Where the data below has the string "styles", return the whole line.

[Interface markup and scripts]
================

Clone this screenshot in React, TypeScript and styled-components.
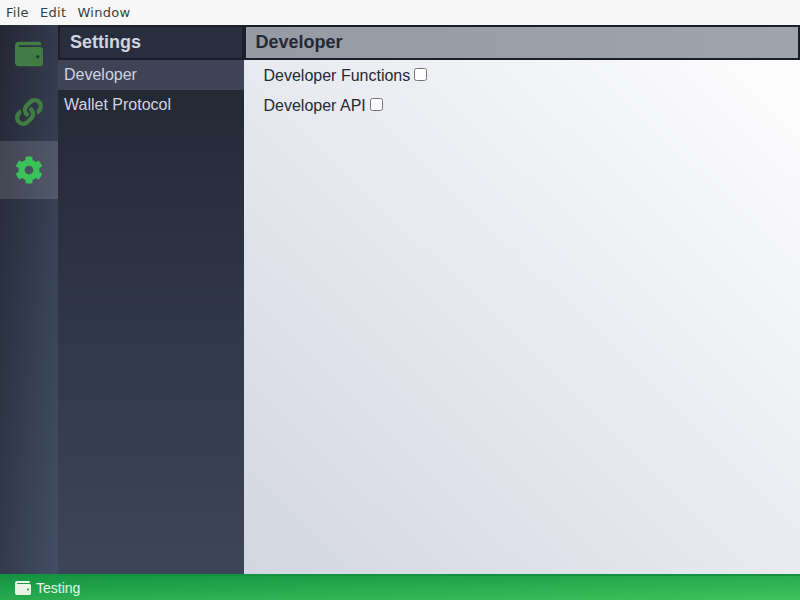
import React from "react";
import styled, { createGlobalStyle } from "styled-components";
import { FaWallet, FaLink, FaCog } from "react-icons/fa";

const GlobalStyle = createGlobalStyle`
  * { box-sizing: border-box; }
  body {
    margin: 0;
    overflow: hidden;
    font-family: "Liberation Sans", Arial, sans-serif;
  }
`;

const Window = styled.div`
  display: flex;
  flex-direction: column;
  width: 100vw;
  height: 100vh;
`;

const MenuBar = styled.nav`
  display: flex;
  gap: 11.3px;
  flex: 0 0 25px;
  padding: 0 6px;
  background: #f7f7f7;
  color: #3d3d3d;
  font: 13px/25px "DejaVu Sans", sans-serif;
  letter-spacing: 0.25px;
`;

const Body = styled.div`
  display: flex;
  flex: 1;
  min-height: 0;
`;

const Rail = styled.aside`
  flex: 0 0 58px;
  background: linear-gradient(to bottom right, #222733, #434e66);
`;

const RailItem = styled.div<{ $active?: boolean }>`
  display: flex;
  align-items: center;
  justify-content: center;
  height: 58px;
  font-size: 28px;
  color: ${(p) => (p.$active ? "#3bc15a" : "#407c43")};
  background: ${(p) => (p.$active ? "rgba(255, 255, 255, 0.13)" : "transparent")};
`;

const SettingsPanel = styled.section`
  display: flex;
  flex-direction: column;
  flex: 0 0 186px;
  color: #d0d4e0;
`;

const SettingsList = styled.div`
  flex: 1;
  background: linear-gradient(to bottom, #222733, #3d455b);
`;

const Header = styled.h1<{ $light?: boolean }>`
  height: 35px;
  margin: 0;
  padding: 0 ${(p) => (p.$light ? "9.5px" : "10px")};
  border: 2px solid #1b1f29;
  font-size: 18px;
  line-height: 31px;
  color: ${(p) => (p.$light ? "#242936" : "#d0d4e0")};
  background: ${(p) => (p.$light ? "linear-gradient(to right, #959aa4, #9fa3ab)" : "#282e3d")};
`;

const SettingsItem = styled.div<{ $active?: boolean }>`
  height: 30px;
  padding: 0 6px;
  font-size: 16px;
  line-height: 29px;
  background: ${(p) => (p.$active ? "#3e4355" : "transparent")};
`;

const Content = styled.main`
  flex: 1;
  background: linear-gradient(to top right, #d2d6e1, #ffffff);
  color: #242936;
`;

const Option = styled.label`
  display: flex;
  align-items: center;
  height: 30px;
  padding: 2px 0 0 19.5px;
  font-size: 16px;
  line-height: 28px;
`;

const Checkbox = styled.input`
  width: 13px;
  height: 13px;
  margin: 0 0 3px 4px;
`;

const StatusBar = styled.footer`
  display: flex;
  align-items: center;
  gap: 5px;
  flex: 0 0 26px;
  padding-left: 15px;
  border-top: 2px solid #15923e;
  background: linear-gradient(to bottom right, #159342, #3fc35c);
  color: #e8f5e6;
  font-size: 14px;
`;

export default function App() {
  return (
    <Window>
      <GlobalStyle />
      <MenuBar>
        <span>File</span>
        <span>Edit</span>
        <span>Window</span>
      </MenuBar>
      <Body>
        <Rail>
          <RailItem><FaWallet /></RailItem>
          <RailItem><FaLink /></RailItem>
          <RailItem $active><FaCog /></RailItem>
        </Rail>
        <SettingsPanel>
          <Header>Settings</Header>
          <SettingsList>
            <SettingsItem $active>Developer</SettingsItem>
            <SettingsItem>Wallet Protocol</SettingsItem>
          </SettingsList>
        </SettingsPanel>
        <Content>
          <Header $light>Developer</Header>
          <Option>Developer Functions<Checkbox type="checkbox" /></Option>
          <Option>Developer API<Checkbox type="checkbox" /></Option>
        </Content>
      </Body>
      <StatusBar>
        <FaWallet size={16} />
        <span>Testing</span>
      </StatusBar>
    </Window>
  );
}
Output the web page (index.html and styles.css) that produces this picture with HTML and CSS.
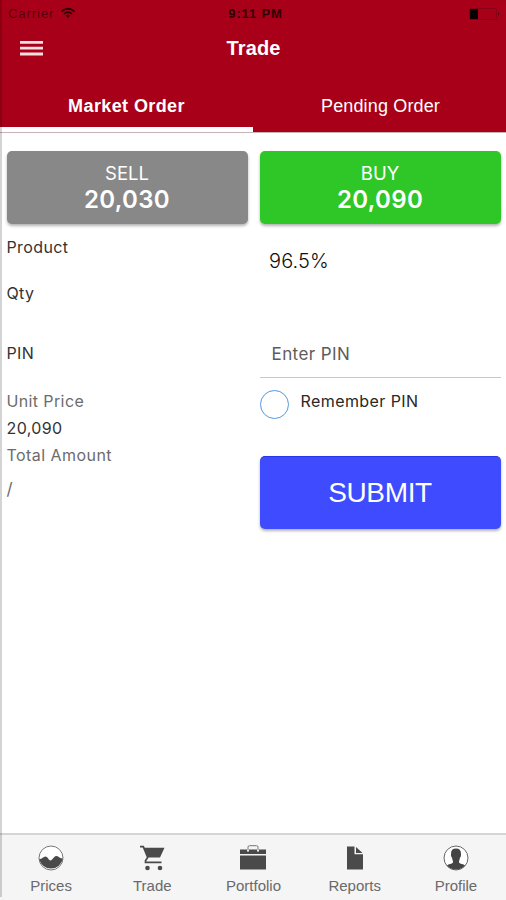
FILE: index.html
```html
<!DOCTYPE html>
<html lang="en">
<head>
<meta charset="utf-8">
<title>Trade</title>
<link rel="stylesheet" href="styles.css">
</head>
<body>
<div class="app">
  <header class="header">
    <div class="status">
      <div class="carrier"><span>Carrier</span>
        <svg class="wifi" width="16" height="12" viewBox="0 0 16 12" fill="none" stroke="#300006" stroke-width="1.9"><path d="M1.500 4.400Q8 -1 14.500 4.400M4 7Q8 3.600 12 7"/><path d="M8 11L5.700 8.600Q8 6.900 10.300 8.600Z" fill="#300006" stroke="none"/></svg>
      </div>
      <span class="time">9:11 PM</span>
      <svg class="battery" width="31" height="12" viewBox="0 0 31 12"><rect x=".5" y=".5" width="27" height="11" rx="1.500" fill="none" stroke="#8c0016"/><rect x="1" y="1" width="8" height="10" rx="1" fill="#080001"/><path d="M29 4Q31 6 29 8Z" fill="#400009"/></svg>
    </div>
    <div class="titlebar">
      <svg class="menu" width="23" height="15" viewBox="0 0 23 15" fill="#fadfe0"><path d="M0 0h23v2.700H0zM0 5.800h23v2.700H0zM0 11.600h23v2.900H0z"/></svg>
      <h1 class="title">Trade</h1>
    </div>
    <nav class="tabs">
      <div class="tab tab-active"><span>Market Order</span></div>
      <div class="tab"><span>Pending Order</span></div>
    </nav>
  </header>
  <main class="content">
    <div class="column">
      <button class="quote sell"><span class="side">SELL</span><span class="price">20,030</span></button>
      <div class="label product">Product</div>
      <div class="label qty">Qty</div>
      <div class="label pin">PIN</div>
      <div class="label muted unit">Unit Price</div>
      <div class="label amount">20,090</div>
      <div class="label muted total">Total Amount</div>
      <div class="label muted slash">/</div>
    </div>
    <div class="column">
      <button class="quote buy"><span class="side">BUY</span><span class="price">20,090</span></button>
      <div class="purity">96.5%</div>
      <div class="pin-field"><span>Enter PIN</span></div>
      <div class="remember"><span class="radio"></span><span class="remember-text">Remember PIN</span></div>
      <button class="submit"><span>SUBMIT</span></button>
    </div>
  </main>
  <nav class="bottom">
    <div class="item">
      <svg width="26" height="26" viewBox="0 0 26 26"><circle cx="13" cy="13" r="12" fill="#fff" stroke="#777"/><path d="M1.200 14C4 14.500 5 11.500 7.500 11.500S10.500 15.500 12.500 15.500S16 10.500 18.500 11S22 13.500 24.800 13.500A12 12 0 0 1 1.200 14Z" fill="#4a4a4a"/></svg>
      <span>Prices</span>
    </div>
    <div class="item">
      <svg width="26" height="26" viewBox="0 0 26 26"><path d="M1 1.700H4.300L8.700 12.400L6.500 15.700V17.300H22.500" fill="none" stroke="#4a4a4a" stroke-width="1.700"/><path d="M5 2.700H25.500L21 12.500H9.200Z" fill="#4a4a4a"/><circle cx="8.500" cy="23" r="2.300" fill="#4a4a4a"/><circle cx="21" cy="23" r="2.300" fill="#4a4a4a"/></svg>
      <span>Trade</span>
    </div>
    <div class="item">
      <svg width="26" height="26" viewBox="0 0 26 26"><path d="M8 5V2Q8 .7 9.500 .7H16.500Q18 .7 18 2V5" fill="none" stroke="#777"/><path d="M0 4.500H7V6.500H9V4.500H17V6.500H19V4.500H26V9H0ZM0 10.500H26V24.500H0Z" fill="#4a4a4a"/></svg>
      <span>Portfolio</span>
    </div>
    <div class="item">
      <svg width="26" height="26" viewBox="0 0 26 26"><path d="M5 1.500H12.500V9.300H21V24.500H5ZM14 2L20.500 8H14Z" fill="#4a4a4a"/></svg>
      <span>Reports</span>
    </div>
    <div class="item">
      <svg width="26" height="26" viewBox="0 0 26 26"><circle cx="13" cy="13" r="12" fill="#fff" stroke="#666"/><path d="M13 3.500C16.700 3.500 18.200 5.500 17.900 9C18.400 10.500 17.500 12 17 12.800C16.500 15 16 15.500 16 17.500C17 19 20.500 19 22 20.500A12 12 0 0 1 4 20.500C5.500 19 9 19 10 17.500C10 15.500 9.500 15 9 12.800C8.500 12 7.600 10.500 8.100 9C7.800 5.500 9.300 3.500 13 3.500Z" fill="#444"/></svg>
      <span>Profile</span>
    </div>
  </nav>
  <div class="edge"></div>
</div>
</body>
</html>
```
FILE: styles.css
```css
* { box-sizing: border-box; }
body { margin: 0; background: #fff; font-family: Inter, sans-serif; }
.app { position: relative; width: 506px; height: 900px; display: flex; flex-direction: column; overflow: hidden; }
.edge { position: absolute; left: 0; top: 0; width: 2px; height: 897px; background: rgba(0,0,0,.17); }
h1, button { margin: 0; padding: 0; border: 0; font: inherit; }

.header { height: 133px; background: #a90019; color: #fff; font-family: "Liberation Sans", sans-serif; border-bottom: 1px solid #c9b3b6; }
.status { height: 27px; display: grid; grid-template-columns: 1fr auto 1fr; align-items: center; padding: 0 6px 0 8px; color: #5d000d; font-size: 13px; }
.carrier { display: flex; gap: 6px; align-items: center; letter-spacing: .95px; }
.wifi { margin-top: -2px; }
.time { color: #300006; font-weight: bold; letter-spacing: .85px; padding-left: 3px; }
.battery { justify-self: end; }
.titlebar { height: 43px; display: grid; grid-template-columns: 1fr auto 1fr; align-items: center; padding: 0 20px; }
.title { font-size: 20px; font-weight: bold; padding-left: 1px; letter-spacing: .1px; }
.tabs { height: 62px; display: flex; }
.tab { width: 50%; padding-top: 10px; height: 62px; line-height: 52px; text-align: center; font-size: 18px; letter-spacing: .15px; border-bottom: 5px solid transparent; }
.tab:last-child { padding-left: 2px; }
.tab-active { font-weight: bold; letter-spacing: .4px; border-color: #fff; }

.content { flex: 1; display: grid; grid-template-columns: 241px 241px; column-gap: 12px; padding: 18px 0 0 6.5px; }
.column { display: flex; flex-direction: column; }
.quote, .submit { width: 241px; height: 73px; border-radius: 5px; color: #fff; box-shadow: 0 2px 3px rgba(0,0,0,.3); flex: none; }
.quote { display: flex; flex-direction: column; align-items: center; padding-top: 10px; }
.sell { background: #888; }
.buy { background: #2fc727; }
.side { font-size: 18.5px; line-height: 25px; }
.price { font-size: 24px; line-height: 28px; font-weight: 600; letter-spacing: .35px; }
.label { font-size: 16px; line-height: 27px; color: #333; letter-spacing: .38px; }
.muted { color: #6c6c6c; }
.product { margin-top: 10px; }
.qty { margin-top: 19px; }
.pin { margin-top: 33px; }
.unit { margin-top: 21px; }
.total { letter-spacing: .45px; }
.slash { margin-top: 7px; font-size: 17px; }
.purity { margin: 23px 0 0 9.5px; font-size: 20px; line-height: 28px; font-weight: 300; letter-spacing: .1px; color: #111; }
.pin-field { height: 49px; margin-top: 54px; padding-left: 12px; line-height: 50px; border-bottom: 1px solid #c8c8c8; font-size: 17px; letter-spacing: .42px; color: #5c5c5c; }
.remember { display: flex; gap: 12px; height: 78px; padding-top: 12px; font-size: 16px; letter-spacing: .42px; }
.radio { width: 29px; height: 29px; border: 1px solid #4f9ae6; border-radius: 50%; }
.remember-text { line-height: 22px; color: #282828; }
.submit { background: #3e4bff; border-top: 1px solid #2936e8; font-family: "Liberation Sans", sans-serif; font-size: 28px; letter-spacing: -.35px; }

.bottom { height: 67px; flex: none; display: grid; grid-template-columns: repeat(5, 1fr); background: #f5f5f5; border-top: 2px solid #d5d5d5; font-family: "Liberation Sans", sans-serif; font-size: 15px; color: #6a6a6a; }
.item { display: flex; flex-direction: column; align-items: center; padding: 10px 0 0 1px; }
.item span { line-height: 18px; margin-top: 6px; }
```
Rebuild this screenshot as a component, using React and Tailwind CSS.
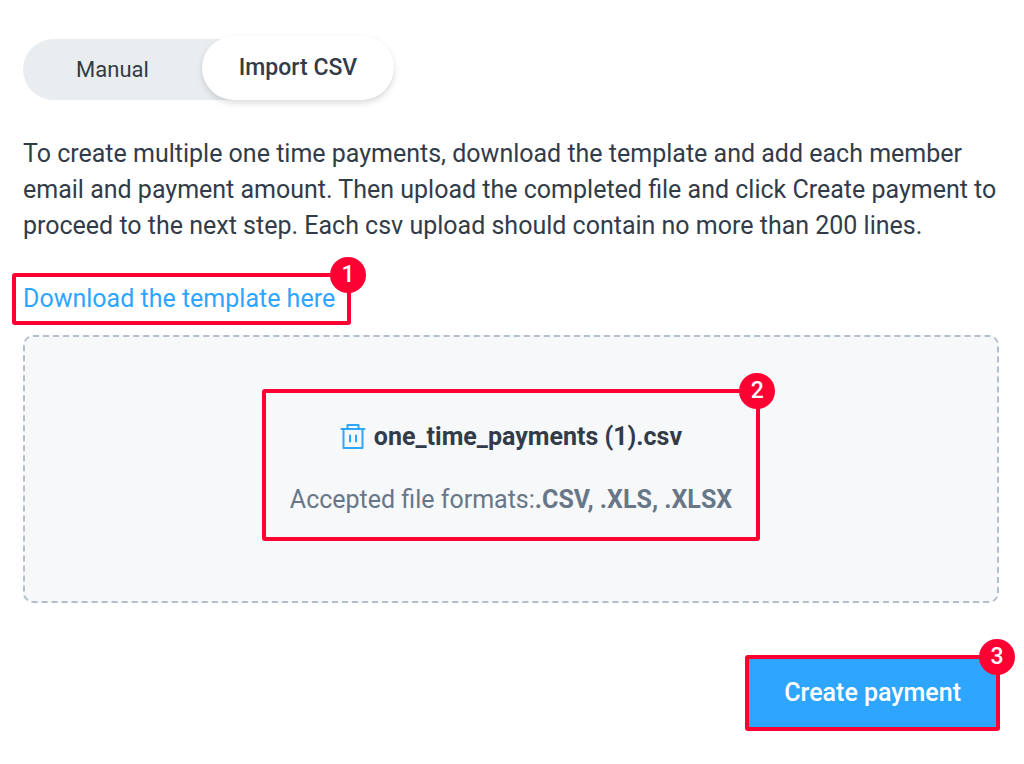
import React from 'react';

// Numbered red outline used to point at a step
const Step = ({ number, className = '', children }) => (
  <div className={`relative border-4 border-[#ff0033] rounded-[3px] ${className}`}>
    {children}
    <span className="absolute -top-5 -right-[19px] w-9 h-9 rounded-full bg-[#ff0033] text-white text-[23px] leading-9 font-medium text-center">
      {number}
    </span>
  </div>
);

const TrashIcon = () => (
  <svg
    width="26"
    height="28"
    viewBox="0 0 26 28"
    fill="none"
    stroke="#2ea6ff"
    strokeWidth="2"
    strokeLinecap="round"
    strokeLinejoin="round"
    aria-hidden="true"
  >
    <path d="M1.5 6h23" />
    <path d="M7.5 6V2h11v4" />
    <path d="M3.5 6v19h19V6" />
    <path d="M10 12.5v6M16 12.5v6" />
  </svg>
);

const Tabs = () => (
  <div className="flex">
    <div role="tablist" className="flex items-end h-[61px] rounded-full bg-[#e9edf0]">
      <button type="button" role="tab" aria-selected="false" className="w-[179px] h-[61px] text-[22px]">
        Manual
      </button>
      <button
        type="button"
        role="tab"
        aria-selected="true"
        className="w-[192px] h-16 rounded-full bg-white text-[23px] font-medium shadow-[0_3px_6px_rgba(0,0,0,0.14)]"
      >
        Import CSV
      </button>
    </div>
  </div>
);

const App = () => (
  <main className="pl-[23px] pr-[25px] pt-[39px] pb-8 bg-white text-[#323c49] font-['Roboto',sans-serif]">
    <Tabs />

    <p className="mt-9 text-[25px] leading-9">
      To create multiple one time payments, download the template and add each member email and
      payment amount. Then upload the completed file and click Create payment to proceed to the
      next step. Each csv upload should contain no more than 200 lines.
    </p>

    <div className="flex mt-[29px] -ml-[11px]">
      <Step number={1} className="pl-[7px] pr-3 py-1">
        <a href="#template" className="block text-[25px] leading-9 text-[#2ea6ff]">
          Download the template here
        </a>
      </Step>
    </div>

    <section className="flex items-center justify-center mt-2.5 h-[268px] rounded-[10px] border-2 border-dashed border-[#b3bfce] bg-[#f7f8fa]">
      <Step number={2} className="flex flex-col items-center gap-[27px] px-6 pt-[26px] pb-[19px] mt-[-8px]">
        <div className="flex items-center gap-2">
          <button type="button" aria-label="Remove file">
            <TrashIcon />
          </button>
          <span className="text-[25px] leading-9 font-bold">one_time_payments (1).csv</span>
        </div>
        <p className="text-[25px] leading-9 text-[#677788]">
          Accepted file formats:<strong className="font-bold">.CSV, .XLS, .XLSX</strong>
        </p>
      </Step>
    </section>

    <div className="flex justify-end mt-[52px] -mr-px">
      <Step number={3}>
        <button type="button" className="block px-[35px] py-4 bg-[#2ea6ff] text-white text-[25px] leading-9 font-medium">
          Create payment
        </button>
      </Step>
    </div>
  </main>
);

export default App;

================

COMPLETE OUTPUT =
Output the web page (index.html and styles.css) that produces this picture with HTML and CSS.
<link rel="stylesheet" href="styles.css">
FILE: styles.css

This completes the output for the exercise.